GOAL: Copy out each line that includes the word "inline".

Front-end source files
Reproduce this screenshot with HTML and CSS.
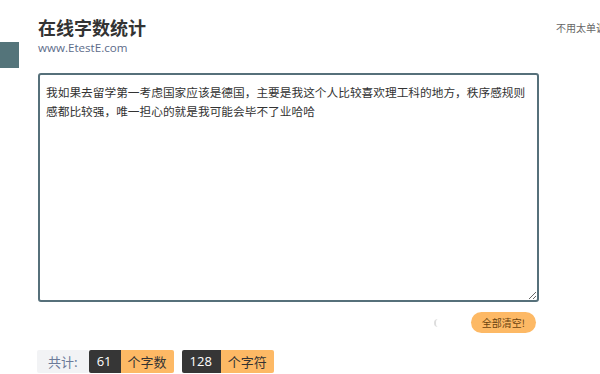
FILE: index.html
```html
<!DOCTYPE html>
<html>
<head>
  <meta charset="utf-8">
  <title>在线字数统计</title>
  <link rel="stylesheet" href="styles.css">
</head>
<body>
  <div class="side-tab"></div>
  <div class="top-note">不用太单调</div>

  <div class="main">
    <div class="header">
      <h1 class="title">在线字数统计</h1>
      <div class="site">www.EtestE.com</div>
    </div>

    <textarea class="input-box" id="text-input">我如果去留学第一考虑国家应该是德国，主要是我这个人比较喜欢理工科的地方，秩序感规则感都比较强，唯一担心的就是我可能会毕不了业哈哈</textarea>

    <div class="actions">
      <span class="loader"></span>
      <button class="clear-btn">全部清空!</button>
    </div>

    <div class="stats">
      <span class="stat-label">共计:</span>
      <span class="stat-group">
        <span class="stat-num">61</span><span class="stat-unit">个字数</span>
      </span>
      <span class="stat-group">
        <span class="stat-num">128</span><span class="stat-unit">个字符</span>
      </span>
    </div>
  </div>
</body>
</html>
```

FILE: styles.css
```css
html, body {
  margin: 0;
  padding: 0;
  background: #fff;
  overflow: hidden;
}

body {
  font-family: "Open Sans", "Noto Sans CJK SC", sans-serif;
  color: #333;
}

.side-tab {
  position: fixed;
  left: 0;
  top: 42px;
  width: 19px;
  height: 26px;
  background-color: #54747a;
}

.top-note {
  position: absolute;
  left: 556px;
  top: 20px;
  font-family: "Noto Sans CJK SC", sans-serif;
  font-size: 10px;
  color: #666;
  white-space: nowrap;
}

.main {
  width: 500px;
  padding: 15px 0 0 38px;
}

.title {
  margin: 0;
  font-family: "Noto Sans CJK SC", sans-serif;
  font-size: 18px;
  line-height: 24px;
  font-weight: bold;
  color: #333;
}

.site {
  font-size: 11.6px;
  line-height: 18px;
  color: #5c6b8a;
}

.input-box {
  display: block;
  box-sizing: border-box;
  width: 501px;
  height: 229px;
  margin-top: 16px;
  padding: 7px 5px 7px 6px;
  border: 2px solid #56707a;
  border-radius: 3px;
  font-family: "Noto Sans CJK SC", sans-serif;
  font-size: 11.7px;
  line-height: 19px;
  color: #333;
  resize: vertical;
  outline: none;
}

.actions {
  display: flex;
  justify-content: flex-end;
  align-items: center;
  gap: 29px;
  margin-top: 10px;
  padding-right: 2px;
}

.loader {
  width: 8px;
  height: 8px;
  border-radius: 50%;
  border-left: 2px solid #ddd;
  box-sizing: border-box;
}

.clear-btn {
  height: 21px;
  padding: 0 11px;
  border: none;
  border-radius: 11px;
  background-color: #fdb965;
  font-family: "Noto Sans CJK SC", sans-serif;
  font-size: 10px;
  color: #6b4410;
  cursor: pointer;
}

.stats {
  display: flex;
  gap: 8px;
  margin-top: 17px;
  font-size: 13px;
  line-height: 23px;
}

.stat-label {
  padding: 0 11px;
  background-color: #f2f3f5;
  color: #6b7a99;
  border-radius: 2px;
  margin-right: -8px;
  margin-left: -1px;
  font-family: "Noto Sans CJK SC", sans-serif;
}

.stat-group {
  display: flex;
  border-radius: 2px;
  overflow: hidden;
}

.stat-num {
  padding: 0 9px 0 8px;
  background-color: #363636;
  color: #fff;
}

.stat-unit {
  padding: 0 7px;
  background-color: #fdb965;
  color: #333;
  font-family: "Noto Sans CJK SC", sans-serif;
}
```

--

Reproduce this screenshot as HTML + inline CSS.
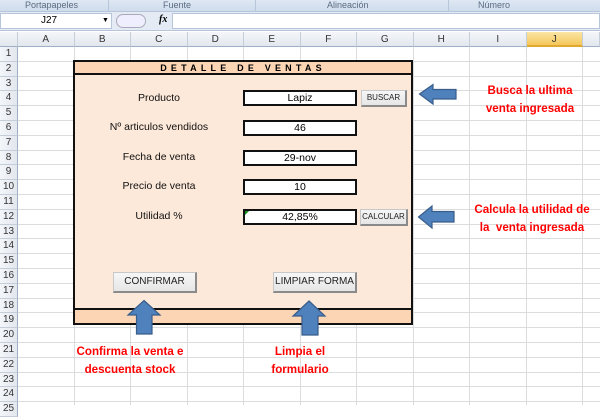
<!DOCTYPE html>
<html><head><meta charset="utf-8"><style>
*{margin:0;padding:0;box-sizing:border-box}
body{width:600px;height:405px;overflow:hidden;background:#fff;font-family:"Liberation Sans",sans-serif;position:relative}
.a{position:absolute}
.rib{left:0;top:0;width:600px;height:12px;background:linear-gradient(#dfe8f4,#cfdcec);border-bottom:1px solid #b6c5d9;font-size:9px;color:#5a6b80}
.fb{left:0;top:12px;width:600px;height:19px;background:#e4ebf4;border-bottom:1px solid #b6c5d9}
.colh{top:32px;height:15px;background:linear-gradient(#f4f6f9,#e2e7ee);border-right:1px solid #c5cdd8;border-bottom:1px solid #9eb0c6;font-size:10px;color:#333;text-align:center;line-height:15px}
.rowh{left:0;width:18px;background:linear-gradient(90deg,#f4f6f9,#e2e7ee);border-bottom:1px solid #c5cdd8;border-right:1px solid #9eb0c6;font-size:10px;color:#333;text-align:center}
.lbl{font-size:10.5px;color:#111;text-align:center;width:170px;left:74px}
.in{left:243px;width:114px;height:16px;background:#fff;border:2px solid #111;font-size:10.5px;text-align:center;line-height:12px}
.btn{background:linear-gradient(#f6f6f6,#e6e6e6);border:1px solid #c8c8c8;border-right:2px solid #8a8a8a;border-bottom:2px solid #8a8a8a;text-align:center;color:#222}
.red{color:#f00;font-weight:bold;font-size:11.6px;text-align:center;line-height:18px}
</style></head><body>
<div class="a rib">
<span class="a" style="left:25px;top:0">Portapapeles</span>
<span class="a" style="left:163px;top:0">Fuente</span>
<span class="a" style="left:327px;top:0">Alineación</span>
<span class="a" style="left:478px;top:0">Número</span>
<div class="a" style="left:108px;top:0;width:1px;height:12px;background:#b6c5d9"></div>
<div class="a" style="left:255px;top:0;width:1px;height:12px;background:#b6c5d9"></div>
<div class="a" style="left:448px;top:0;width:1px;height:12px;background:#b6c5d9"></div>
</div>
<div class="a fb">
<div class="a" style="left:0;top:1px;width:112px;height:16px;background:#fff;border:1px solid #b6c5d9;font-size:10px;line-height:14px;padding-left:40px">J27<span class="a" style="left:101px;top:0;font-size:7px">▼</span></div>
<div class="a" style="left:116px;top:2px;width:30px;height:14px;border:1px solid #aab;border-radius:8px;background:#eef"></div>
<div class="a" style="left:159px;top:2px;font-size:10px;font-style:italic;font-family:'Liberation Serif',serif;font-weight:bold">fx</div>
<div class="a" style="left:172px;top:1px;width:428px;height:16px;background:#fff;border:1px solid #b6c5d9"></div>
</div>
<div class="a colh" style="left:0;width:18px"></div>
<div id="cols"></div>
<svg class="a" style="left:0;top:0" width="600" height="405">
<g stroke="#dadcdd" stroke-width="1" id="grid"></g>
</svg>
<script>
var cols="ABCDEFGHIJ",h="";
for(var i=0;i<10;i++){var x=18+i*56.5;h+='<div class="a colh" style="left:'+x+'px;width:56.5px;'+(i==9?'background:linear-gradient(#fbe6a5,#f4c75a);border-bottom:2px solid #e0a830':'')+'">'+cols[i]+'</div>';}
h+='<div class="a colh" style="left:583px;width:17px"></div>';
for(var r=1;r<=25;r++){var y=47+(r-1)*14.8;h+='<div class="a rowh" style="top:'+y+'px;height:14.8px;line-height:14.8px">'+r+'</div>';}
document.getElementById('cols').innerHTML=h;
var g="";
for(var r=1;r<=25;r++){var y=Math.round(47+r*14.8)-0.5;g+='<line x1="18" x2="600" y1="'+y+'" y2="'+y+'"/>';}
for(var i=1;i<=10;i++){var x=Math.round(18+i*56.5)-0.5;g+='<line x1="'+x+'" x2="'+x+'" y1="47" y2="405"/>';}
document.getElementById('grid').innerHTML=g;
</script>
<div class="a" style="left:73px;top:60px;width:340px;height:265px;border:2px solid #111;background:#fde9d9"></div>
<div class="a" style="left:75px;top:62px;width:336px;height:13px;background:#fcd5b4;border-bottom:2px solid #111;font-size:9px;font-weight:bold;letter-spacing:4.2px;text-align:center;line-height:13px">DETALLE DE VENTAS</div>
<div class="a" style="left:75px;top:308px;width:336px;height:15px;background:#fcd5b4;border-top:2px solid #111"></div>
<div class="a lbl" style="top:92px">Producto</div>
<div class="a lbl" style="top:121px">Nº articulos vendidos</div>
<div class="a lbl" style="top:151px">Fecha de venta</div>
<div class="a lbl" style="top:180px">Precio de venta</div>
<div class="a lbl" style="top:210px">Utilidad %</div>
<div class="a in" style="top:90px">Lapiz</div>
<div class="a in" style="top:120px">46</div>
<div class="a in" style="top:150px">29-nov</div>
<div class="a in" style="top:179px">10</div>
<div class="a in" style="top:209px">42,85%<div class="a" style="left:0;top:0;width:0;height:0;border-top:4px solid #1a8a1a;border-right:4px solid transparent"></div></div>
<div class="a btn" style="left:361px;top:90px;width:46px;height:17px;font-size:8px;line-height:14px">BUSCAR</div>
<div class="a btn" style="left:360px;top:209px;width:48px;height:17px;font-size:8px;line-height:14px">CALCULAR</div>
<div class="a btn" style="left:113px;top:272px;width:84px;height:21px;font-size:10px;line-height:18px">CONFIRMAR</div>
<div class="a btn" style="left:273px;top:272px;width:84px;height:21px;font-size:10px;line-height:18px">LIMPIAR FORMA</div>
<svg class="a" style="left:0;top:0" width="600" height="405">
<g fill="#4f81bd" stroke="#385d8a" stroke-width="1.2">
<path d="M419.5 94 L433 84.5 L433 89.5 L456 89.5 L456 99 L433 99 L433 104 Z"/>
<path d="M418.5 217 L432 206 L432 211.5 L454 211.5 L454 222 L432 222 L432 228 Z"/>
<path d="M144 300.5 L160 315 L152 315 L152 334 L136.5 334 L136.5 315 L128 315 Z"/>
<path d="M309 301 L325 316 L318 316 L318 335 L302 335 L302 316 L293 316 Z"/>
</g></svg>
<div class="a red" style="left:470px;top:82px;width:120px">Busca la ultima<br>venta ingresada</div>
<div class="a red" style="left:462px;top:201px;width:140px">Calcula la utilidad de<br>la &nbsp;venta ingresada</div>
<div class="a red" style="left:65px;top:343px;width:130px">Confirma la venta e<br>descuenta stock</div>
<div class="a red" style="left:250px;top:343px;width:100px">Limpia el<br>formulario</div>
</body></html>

==

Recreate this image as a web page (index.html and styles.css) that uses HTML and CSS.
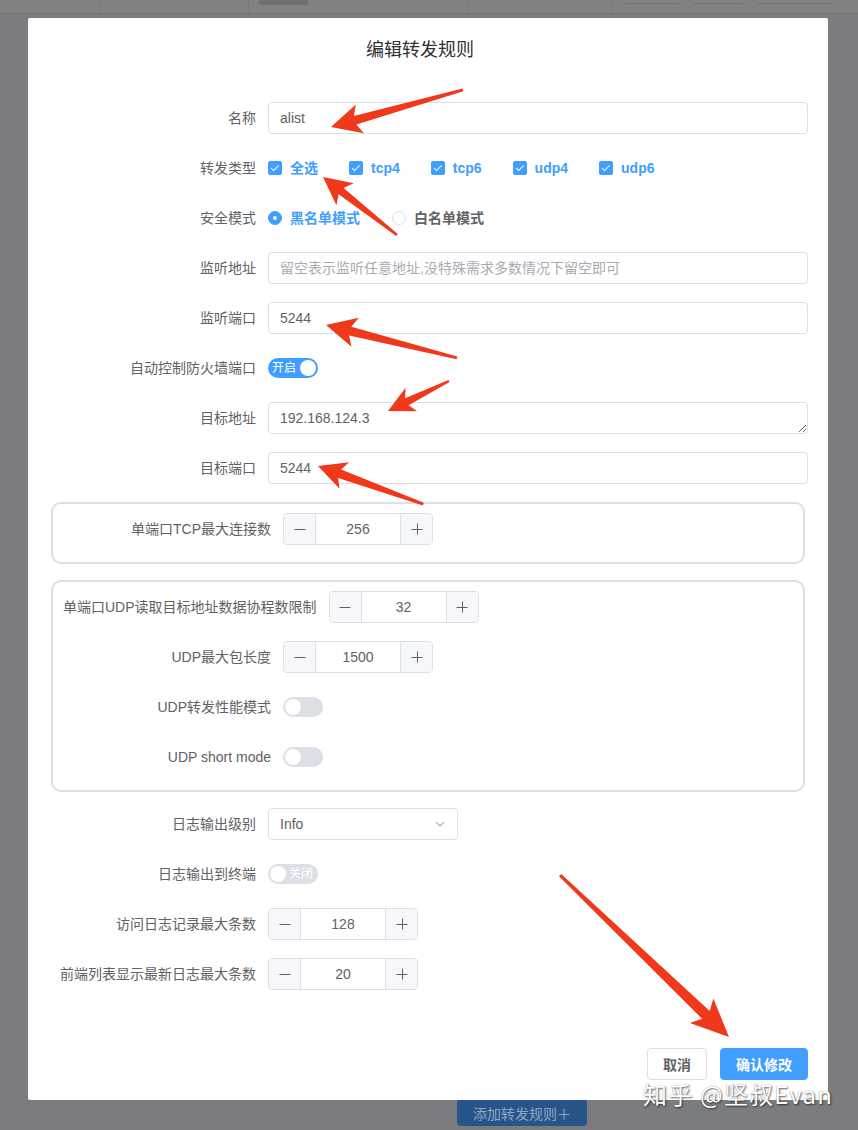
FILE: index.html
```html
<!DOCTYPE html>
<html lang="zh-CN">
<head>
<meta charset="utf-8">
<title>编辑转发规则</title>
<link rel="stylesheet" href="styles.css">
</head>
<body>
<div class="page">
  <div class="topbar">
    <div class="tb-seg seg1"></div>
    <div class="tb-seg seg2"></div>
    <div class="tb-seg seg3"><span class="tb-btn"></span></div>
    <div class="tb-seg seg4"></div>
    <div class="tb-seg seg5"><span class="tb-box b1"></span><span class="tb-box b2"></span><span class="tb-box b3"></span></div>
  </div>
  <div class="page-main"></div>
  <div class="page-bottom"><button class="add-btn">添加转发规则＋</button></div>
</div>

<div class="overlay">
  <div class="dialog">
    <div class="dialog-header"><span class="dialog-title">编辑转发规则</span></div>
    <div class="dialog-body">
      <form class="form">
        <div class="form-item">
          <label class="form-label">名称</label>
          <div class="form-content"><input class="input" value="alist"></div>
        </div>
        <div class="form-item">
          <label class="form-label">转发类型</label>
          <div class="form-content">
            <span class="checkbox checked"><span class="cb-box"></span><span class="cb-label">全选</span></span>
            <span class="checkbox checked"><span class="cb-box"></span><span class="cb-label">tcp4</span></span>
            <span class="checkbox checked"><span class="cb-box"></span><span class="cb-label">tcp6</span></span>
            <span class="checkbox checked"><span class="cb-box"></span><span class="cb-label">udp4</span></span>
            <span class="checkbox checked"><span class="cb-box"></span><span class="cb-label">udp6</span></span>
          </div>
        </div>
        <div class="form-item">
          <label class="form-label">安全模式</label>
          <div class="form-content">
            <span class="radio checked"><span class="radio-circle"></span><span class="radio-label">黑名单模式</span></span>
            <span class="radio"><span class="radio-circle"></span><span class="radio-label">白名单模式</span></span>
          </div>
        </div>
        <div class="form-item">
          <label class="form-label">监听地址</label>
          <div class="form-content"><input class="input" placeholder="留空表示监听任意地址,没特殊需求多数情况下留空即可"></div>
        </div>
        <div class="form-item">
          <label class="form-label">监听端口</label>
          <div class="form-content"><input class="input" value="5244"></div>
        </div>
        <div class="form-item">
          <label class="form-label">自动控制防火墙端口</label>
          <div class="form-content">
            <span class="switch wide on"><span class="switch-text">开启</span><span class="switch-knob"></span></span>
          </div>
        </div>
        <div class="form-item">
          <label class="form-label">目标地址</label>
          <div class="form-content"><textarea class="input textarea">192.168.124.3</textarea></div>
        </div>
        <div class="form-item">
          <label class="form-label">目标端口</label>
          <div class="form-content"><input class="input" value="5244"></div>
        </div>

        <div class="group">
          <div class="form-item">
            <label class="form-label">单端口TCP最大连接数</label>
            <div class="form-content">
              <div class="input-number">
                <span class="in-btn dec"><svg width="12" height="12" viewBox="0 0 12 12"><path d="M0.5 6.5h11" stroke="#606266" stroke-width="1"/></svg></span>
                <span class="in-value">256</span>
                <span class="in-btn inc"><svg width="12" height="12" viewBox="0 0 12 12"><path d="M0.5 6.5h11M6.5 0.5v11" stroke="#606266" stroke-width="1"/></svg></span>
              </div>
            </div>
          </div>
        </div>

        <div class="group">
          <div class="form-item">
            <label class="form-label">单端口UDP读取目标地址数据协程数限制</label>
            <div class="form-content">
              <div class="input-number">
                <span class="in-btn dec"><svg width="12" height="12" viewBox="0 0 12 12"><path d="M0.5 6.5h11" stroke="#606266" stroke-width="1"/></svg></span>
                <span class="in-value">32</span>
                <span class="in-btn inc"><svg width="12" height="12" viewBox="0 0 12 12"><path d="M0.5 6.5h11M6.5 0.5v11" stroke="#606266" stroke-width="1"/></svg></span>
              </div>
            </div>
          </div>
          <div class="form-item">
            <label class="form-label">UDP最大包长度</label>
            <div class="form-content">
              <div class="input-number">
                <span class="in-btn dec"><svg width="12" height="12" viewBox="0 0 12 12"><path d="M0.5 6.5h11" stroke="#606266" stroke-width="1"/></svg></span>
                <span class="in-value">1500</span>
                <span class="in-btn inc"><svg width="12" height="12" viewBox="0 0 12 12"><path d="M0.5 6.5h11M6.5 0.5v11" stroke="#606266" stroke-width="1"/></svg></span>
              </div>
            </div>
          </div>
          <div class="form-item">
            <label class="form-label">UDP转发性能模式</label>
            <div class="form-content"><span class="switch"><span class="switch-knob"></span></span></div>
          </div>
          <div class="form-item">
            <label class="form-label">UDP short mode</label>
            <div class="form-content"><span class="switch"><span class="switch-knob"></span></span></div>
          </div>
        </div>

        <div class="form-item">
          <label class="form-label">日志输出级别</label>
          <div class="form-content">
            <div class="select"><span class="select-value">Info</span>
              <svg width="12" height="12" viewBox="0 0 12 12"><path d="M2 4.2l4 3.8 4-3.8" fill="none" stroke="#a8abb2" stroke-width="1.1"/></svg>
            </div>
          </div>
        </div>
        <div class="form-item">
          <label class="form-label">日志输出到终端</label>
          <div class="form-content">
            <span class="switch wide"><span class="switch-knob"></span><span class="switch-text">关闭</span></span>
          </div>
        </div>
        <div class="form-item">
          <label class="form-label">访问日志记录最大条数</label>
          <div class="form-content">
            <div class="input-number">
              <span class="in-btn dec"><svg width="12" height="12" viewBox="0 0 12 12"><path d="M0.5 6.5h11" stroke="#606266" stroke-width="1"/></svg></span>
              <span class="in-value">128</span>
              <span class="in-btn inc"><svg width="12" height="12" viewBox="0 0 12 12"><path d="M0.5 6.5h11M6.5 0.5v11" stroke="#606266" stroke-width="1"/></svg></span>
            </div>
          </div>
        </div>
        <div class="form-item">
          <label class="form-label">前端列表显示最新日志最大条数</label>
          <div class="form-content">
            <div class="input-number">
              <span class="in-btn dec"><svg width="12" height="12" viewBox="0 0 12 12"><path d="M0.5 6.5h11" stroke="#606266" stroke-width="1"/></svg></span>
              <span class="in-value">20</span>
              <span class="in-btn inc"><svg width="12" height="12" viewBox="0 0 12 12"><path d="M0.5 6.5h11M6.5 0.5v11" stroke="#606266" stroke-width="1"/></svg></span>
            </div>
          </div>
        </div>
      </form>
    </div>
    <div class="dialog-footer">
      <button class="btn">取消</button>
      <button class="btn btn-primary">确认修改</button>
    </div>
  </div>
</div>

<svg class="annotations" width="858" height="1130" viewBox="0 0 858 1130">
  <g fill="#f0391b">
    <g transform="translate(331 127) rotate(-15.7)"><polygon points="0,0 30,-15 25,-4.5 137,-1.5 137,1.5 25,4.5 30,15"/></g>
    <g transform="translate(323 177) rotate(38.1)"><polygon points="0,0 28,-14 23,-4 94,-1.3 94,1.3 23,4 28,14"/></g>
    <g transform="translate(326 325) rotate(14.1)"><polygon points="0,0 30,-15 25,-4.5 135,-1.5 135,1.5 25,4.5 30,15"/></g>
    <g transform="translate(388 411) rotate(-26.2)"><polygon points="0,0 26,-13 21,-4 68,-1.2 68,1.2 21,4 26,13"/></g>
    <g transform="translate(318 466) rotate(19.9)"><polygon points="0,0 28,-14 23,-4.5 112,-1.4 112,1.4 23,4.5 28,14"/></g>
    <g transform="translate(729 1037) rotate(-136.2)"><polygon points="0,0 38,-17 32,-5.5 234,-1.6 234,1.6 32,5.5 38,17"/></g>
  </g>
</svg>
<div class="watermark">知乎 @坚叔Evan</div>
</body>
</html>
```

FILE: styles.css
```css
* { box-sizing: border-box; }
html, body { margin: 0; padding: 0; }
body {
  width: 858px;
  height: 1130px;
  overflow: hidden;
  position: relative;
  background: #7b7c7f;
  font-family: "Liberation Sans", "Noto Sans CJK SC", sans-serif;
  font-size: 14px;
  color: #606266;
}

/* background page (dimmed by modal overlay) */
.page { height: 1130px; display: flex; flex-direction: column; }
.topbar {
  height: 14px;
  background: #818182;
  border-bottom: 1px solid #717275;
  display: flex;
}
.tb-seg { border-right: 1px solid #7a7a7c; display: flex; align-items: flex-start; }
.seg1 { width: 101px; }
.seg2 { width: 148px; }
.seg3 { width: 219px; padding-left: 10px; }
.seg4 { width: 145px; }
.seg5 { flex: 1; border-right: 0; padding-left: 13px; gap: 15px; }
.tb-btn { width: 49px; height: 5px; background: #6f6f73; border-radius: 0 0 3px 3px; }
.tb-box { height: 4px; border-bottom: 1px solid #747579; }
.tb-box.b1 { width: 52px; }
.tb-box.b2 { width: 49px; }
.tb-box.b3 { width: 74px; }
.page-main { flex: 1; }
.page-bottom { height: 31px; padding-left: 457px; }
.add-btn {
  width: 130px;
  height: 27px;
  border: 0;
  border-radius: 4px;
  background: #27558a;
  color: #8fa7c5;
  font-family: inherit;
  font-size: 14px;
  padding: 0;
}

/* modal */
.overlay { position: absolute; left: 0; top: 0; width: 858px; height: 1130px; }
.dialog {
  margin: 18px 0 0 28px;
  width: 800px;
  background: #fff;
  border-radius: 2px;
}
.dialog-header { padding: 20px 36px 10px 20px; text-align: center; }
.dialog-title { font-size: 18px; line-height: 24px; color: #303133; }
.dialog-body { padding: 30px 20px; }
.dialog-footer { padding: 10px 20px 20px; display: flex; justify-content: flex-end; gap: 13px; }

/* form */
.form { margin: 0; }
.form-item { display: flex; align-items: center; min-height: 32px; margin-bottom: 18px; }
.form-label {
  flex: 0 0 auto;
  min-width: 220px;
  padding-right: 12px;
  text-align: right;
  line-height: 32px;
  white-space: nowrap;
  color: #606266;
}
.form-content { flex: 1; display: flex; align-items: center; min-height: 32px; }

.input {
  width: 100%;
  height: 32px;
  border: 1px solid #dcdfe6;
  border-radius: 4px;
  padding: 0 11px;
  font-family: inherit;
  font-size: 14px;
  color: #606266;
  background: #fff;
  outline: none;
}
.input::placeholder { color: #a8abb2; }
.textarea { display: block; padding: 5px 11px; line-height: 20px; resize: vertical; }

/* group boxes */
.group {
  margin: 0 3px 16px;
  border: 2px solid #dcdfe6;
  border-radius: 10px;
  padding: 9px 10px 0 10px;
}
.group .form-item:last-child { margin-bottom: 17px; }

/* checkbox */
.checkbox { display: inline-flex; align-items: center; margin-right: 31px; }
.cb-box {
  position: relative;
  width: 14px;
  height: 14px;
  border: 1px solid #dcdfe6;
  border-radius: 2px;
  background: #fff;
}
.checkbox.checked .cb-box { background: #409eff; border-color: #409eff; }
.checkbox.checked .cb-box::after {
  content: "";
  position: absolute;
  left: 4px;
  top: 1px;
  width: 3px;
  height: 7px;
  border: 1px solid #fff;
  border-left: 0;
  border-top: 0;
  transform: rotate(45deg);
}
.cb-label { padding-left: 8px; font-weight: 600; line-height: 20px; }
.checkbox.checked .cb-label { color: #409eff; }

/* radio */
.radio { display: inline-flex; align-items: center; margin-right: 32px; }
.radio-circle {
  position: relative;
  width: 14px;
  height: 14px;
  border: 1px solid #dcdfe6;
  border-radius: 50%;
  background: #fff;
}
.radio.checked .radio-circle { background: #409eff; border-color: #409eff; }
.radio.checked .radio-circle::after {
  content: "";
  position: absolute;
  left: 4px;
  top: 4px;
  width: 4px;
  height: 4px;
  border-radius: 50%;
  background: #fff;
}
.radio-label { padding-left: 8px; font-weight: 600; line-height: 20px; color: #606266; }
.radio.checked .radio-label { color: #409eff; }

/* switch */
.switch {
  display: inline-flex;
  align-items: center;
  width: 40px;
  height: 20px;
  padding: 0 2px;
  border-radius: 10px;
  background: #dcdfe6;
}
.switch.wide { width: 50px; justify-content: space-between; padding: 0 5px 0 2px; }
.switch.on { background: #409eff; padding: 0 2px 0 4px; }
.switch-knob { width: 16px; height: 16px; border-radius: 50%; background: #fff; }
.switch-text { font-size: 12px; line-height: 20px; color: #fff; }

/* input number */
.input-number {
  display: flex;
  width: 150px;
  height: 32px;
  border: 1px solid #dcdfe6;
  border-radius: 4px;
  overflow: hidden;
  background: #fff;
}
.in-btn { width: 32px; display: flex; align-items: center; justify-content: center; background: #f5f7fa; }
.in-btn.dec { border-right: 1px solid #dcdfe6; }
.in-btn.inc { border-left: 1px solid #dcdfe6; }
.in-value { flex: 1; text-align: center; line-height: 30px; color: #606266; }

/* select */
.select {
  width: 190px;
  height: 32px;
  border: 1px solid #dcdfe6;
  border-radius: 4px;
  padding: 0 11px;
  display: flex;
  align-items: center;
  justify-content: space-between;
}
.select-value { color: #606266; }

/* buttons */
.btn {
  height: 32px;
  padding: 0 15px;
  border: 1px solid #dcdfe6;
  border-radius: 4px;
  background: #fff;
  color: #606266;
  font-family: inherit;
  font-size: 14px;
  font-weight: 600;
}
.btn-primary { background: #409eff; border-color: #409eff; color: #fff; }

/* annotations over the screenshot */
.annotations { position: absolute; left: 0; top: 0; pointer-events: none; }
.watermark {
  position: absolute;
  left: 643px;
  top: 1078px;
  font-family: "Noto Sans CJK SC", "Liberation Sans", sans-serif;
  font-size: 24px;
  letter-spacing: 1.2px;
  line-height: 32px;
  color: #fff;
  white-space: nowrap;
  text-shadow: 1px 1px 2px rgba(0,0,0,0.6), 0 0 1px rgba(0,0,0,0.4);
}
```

EXPECTED ANSWER:
Reproduce this screenshot as HTML + inline CSS.
.checkbox { display: inline-flex; align-items: center; margin-right: 31px; }
.radio { display: inline-flex; align-items: center; margin-right: 32px; }
  display: inline-flex;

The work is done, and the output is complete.